“The API costs us €X a month, whereas a local GPU is free.” That sentence triggers more bad infrastructure decisions than any other. This guide is not pro-local advocacy: it is an honest comparison of total cost of ownership (TCO), with the hidden costs on both sides, and a decision criterion that is not “which is cheaper.”
The seductive — and misleading — math
The classic reasoning: look at the monthly API bill, compare it to the price of a GPU, and local wins “because after purchase it is free.” The problem: API and self-hosting do not have the same cost structure.
- API: fixed cost ≈ 0, marginal cost per request. You pay exactly what you consume.
- Self-hosting: high fixed cost (hardware + operations), marginal cost ≈ 0. You pay for capacity, whether it is used or not.
Comparing a marginal cost to a fixed cost without accounting for volume is like comparing rent to buying a home by looking only at the monthly payment.
The hidden costs of self-hosting
Hardware and amortization
The GPU is a capex to amortize, not a zero cost. A serious inference node runs into the thousands of euros, spread over 2 to 4 years — and the resale value of an AI GPU drops fast.
Electricity and cooling
An always-on node draws power 24/7, load or no load. Over a year, electricity (and cooling) becomes a real line item, especially where the kWh is expensive.
Maintenance and updates
Drivers, inference runtime, quantization formats, new models: the stack moves constantly. An update that breaks production is engineer time — and sometimes downtime.
Availability and latency
With self-hosting, there is no SLA: an outage is your problem, at 3 a.m. if needed. Latency and load handling are not guaranteed by a third party — getting them is on you.
Human time — the most underestimated cost
This is the line item that flips most calculations. The operational skill needed to run an LLM reliably in production is not free. A quantization format that leaks memory means several days of debugging before you find the right setting. If that skill is not already in-house, the “free” of local becomes very expensive.
The hidden costs of the API
The marginal cost that runs away
The API’s advantage (pay-as-you-go) becomes a flaw at high volume: at several million requests, cost per token ends up dominating every other consideration.
Confidentiality and sovereignty
Every request sends your data to a third party, often outside your jurisdiction.
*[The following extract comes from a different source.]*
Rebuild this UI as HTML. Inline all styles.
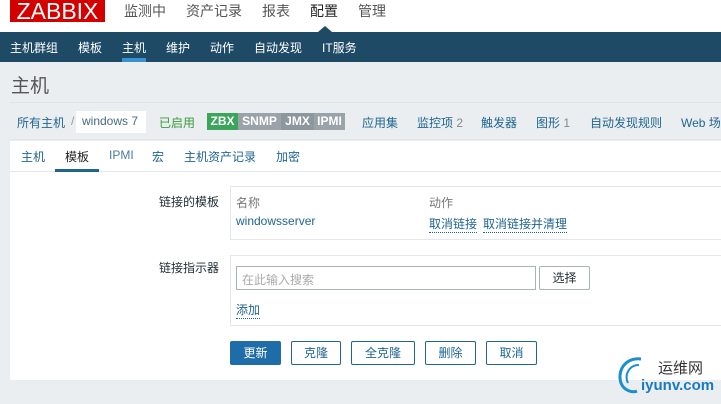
<!DOCTYPE html>
<html><head><meta charset="utf-8"><style>
*{margin:0;padding:0;box-sizing:border-box}
body{width:721px;height:404px;overflow:hidden;background:#ebeef0;font-family:"Liberation Sans","Noto Sans CJK SC",sans-serif;font-size:12px;color:#1f2c33;position:relative}
.a{position:absolute;white-space:nowrap}
.top{position:absolute;left:0;top:0;width:721px;height:32px;background:#fff}
.logo{position:absolute;left:10px;top:0;width:95px;height:22px;background:#d40000;color:#fff;font-size:23px;line-height:22px;text-align:center;letter-spacing:0px;overflow:hidden}
.nav{position:absolute;left:0;top:32px;width:721px;height:30px;background:#1f4a66}
.nav span{position:absolute;top:7px;color:#fff;font-size:12px}
.lnk{color:#1f6590}
.btn{position:absolute;top:341px;height:24px;border:1px solid #1f6590;background:#fff;color:#1f6590;border-radius:2px;text-align:center;line-height:22px;font-size:12px}
</style></head><body>
<div class="top"></div>
<div class="logo">ZABBIX</div>
<div class="a" style="left:124px;top:1px;font-size:14px;color:#555">监测中</div>
<div class="a" style="left:186px;top:1px;font-size:14px;color:#555">资产记录</div>
<div class="a" style="left:262px;top:1px;font-size:14px;color:#555">报表</div>
<div class="a" style="left:310px;top:1px;font-size:14px;color:#222">配置</div>
<div class="a" style="left:358px;top:1px;font-size:14px;color:#555">管理</div>
<div class="a" style="left:318px;top:26px;width:0;height:0;border-left:7px solid transparent;border-right:7px solid transparent;border-bottom:6px solid #1f4a66"></div>
<div class="nav">
<span style="left:10px">主机群组</span><span style="left:78px">模板</span><span style="left:122px">主机</span><span style="left:166px">维护</span><span style="left:210px">动作</span><span style="left:254px">自动发现</span><span style="left:322px">IT服务</span>
<div class="a" style="left:122px;top:26px;width:24px;height:4px;background:#3891d0"></div>
</div>
<div class="a" style="left:11px;top:71px;font-size:19px;color:#555">主机</div>
<div class="a" style="left:10px;top:102px;width:711px;height:1px;background:#dfe4e7"></div>
<div class="a" style="left:10px;top:139px;width:711px;height:1px;background:#dfe4e7"></div>
<div class="a lnk" style="left:17px;top:114px">所有主机</div>
<div class="a" style="left:71px;top:114px;color:#999">/</div>
<div class="a" style="left:76px;top:111px;width:70px;height:22px;background:#fff"></div>
<div class="a" style="left:82px;top:114px;color:#4a6b80">windows 7</div>
<div class="a" style="left:159px;top:114px;color:#3a9a3a">已启用</div>
<div class="a" style="left:207px;top:113px;width:31px;height:17px;background:#3ba55c;color:#fff;font-weight:bold;text-align:center;line-height:17px">ZBX</div>
<div class="a" style="left:238px;top:113px;width:43px;height:17px;background:#9aa3aa;color:#fff;font-weight:bold;text-align:center;line-height:17px">SNMP</div>
<div class="a" style="left:281px;top:113px;width:33px;height:17px;background:#8d979e;color:#fff;font-weight:bold;text-align:center;line-height:17px">JMX</div>
<div class="a" style="left:314px;top:113px;width:31px;height:17px;background:#9aa3aa;color:#fff;font-weight:bold;text-align:center;line-height:17px">IPMI</div>
<div class="a lnk" style="left:362px;top:114px">应用集</div>
<div class="a lnk" style="left:417px;top:114px">监控项 <span style="color:#888">2</span></div>
<div class="a lnk" style="left:481px;top:114px">触发器</div>
<div class="a lnk" style="left:536px;top:114px">图形 <span style="color:#888">1</span></div>
<div class="a lnk" style="left:590px;top:114px">自动发现规则</div>
<div class="a lnk" style="left:681px;top:114px">Web 场</div>
<div class="a" style="left:10px;top:141px;width:711px;height:239px;background:#fff"></div>
<div class="a" style="left:10px;top:171px;width:711px;height:1px;background:#e3e7ea"></div>
<div class="a lnk" style="left:21px;top:148px">主机</div>
<div class="a" style="left:65px;top:148px;color:#222">模板</div>
<div class="a" style="left:55px;top:169px;width:44px;height:3px;background:#1f6590"></div>
<div class="a" style="left:109px;top:148px;color:#4a7aa0">IPMI</div>
<div class="a lnk" style="left:152px;top:148px">宏</div>
<div class="a lnk" style="left:184px;top:148px">主机资产记录</div>
<div class="a lnk" style="left:276px;top:148px">加密</div>
<div class="a" style="left:159px;top:193px">链接的模板</div>
<div class="a" style="left:230px;top:186px;width:491px;height:54px;border:1px solid #e5e8ea;border-right:none"></div>
<div class="a" style="left:236px;top:194px;color:#777">名称</div>
<div class="a" style="left:429px;top:194px;color:#777">动作</div>
<div class="a lnk" style="left:236px;top:214px">windowsserver</div>
<div class="a lnk" style="left:429px;top:215px;border-bottom:1px dotted #1f6590">取消链接</div>
<div class="a lnk" style="left:483px;top:215px;border-bottom:1px dotted #1f6590">取消链接并清理</div>
<div class="a" style="left:159px;top:259px">链接指示器</div>
<div class="a" style="left:230px;top:255px;width:491px;height:71px;border:1px solid #e5e8ea;border-right:none"></div>
<div class="a" style="left:236px;top:266px;width:300px;height:24px;border:1px solid #aab3b8;color:#aaa;padding:4px 5px">在此输入搜索</div>
<div class="a" style="left:539px;top:266px;width:51px;height:24px;border:1px solid #aab3b8;border-radius:2px;text-align:center;line-height:22px">选择</div>
<div class="a lnk" style="left:236px;top:301px;border-bottom:1px dotted #1f6590">添加</div>
<div class="btn" style="left:230px;width:51px;background:#1e6da8;border-color:#1e6da8;color:#fff">更新</div>
<div class="btn" style="left:291px;width:50px">克隆</div>
<div class="btn" style="left:351px;width:64px">全克隆</div>
<div class="btn" style="left:425px;width:51px">删除</div>
<div class="btn" style="left:486px;width:51px">取消</div>
<svg class="a" style="left:615px;top:355px" width="30" height="40" viewBox="0 0 30 40"><path d="M26 4 C10 2 2 16 6 28 C9 36 18 38 22 36" fill="none" stroke="#1a8fd0" stroke-width="3"/><path d="M24 10 C14 10 9 20 13 28" fill="none" stroke="#1a8fd0" stroke-width="2"/></svg>
<div class="a" style="left:658px;top:357px;font-size:15px;color:#333">运维网</div>
<div class="a" style="left:641px;top:377px;font-size:15px;font-weight:bold;color:#1a7ac0">iyunv.com</div>
</body></html>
For sensitive or regulated data, this is not a price question but a control question.
Lock-in and price changes
Your cost depends on a pricing grid you do not control, and switching vendors has a cost. You also inherit the vendor’s rate limits and quotas.
The tipping point: volume
It all comes down to the crossover between a fixed cost (self-hosting) and a usage-growing cost (API):
Well-run migrations show dramatic drops on machine cost alone (see our migration case study and our LLM cost benchmark). But those numbers never include the engineer-hours — which are precisely what make the operation profitable… or not.
When the API wins
- Low or erratic volume: nothing to amortize, you just pay for usage.
- No ops team: you buy a third party’s reliability rather than building it.
- Need for the latest frontier models without managing hardware.
- Fast product iteration: test without provisioning infrastructure.
- Compliance you would rather delegate to the vendor.
When self-hosting wins
- High and stable volume: enough to amortize, steady enough not to pay for idle hardware.
- Confidentiality / sovereignty: the data must not leave.
- Control over latency and the end-to-end stack.
- You already have the ops skill in-house.
- Predictable load, no dependence on an external pricing grid.
Our take
In practice, we run hybrid: self-hosting absorbs the repetitive volume (drafts, classification, internal tasks) via a local router, and the API/Claude steps in for supervision and rare, high-quality tasks. It is not “local or cloud,” it is “the right tool per workload type.” See also our AI cost optimization guide and local LLM in production.
And we own it: local is only rational if you have the operational skill to keep it running. Without it, the API is not an admission of weakness — it is the rational choice.
Decision table
| Your situation | Rational choice |
|---|---|
| Low or unpredictable volume | API |
| High, stable volume + ops team | Self-hosting |
| Sensitive data / sovereignty required | Self-hosting (or private cloud) |
| Need for recent frontier models | API |
| No in-house ops skill | API |
| Mixed volume (repetitive + spikes) | Hybrid |
Conclusion
The right criterion is not “cheaper.” It is the combination of four factors: control (over the stack and the data), volume (high and stable enough to amortize), confidentiality (must the data stay with you?), and operational skill (can you actually run it?). If you have all four, self-hosting becomes rational. If one is missing, the API — or hybrid — is probably the better decision. Unit price is just one variable among several, and rarely the most important.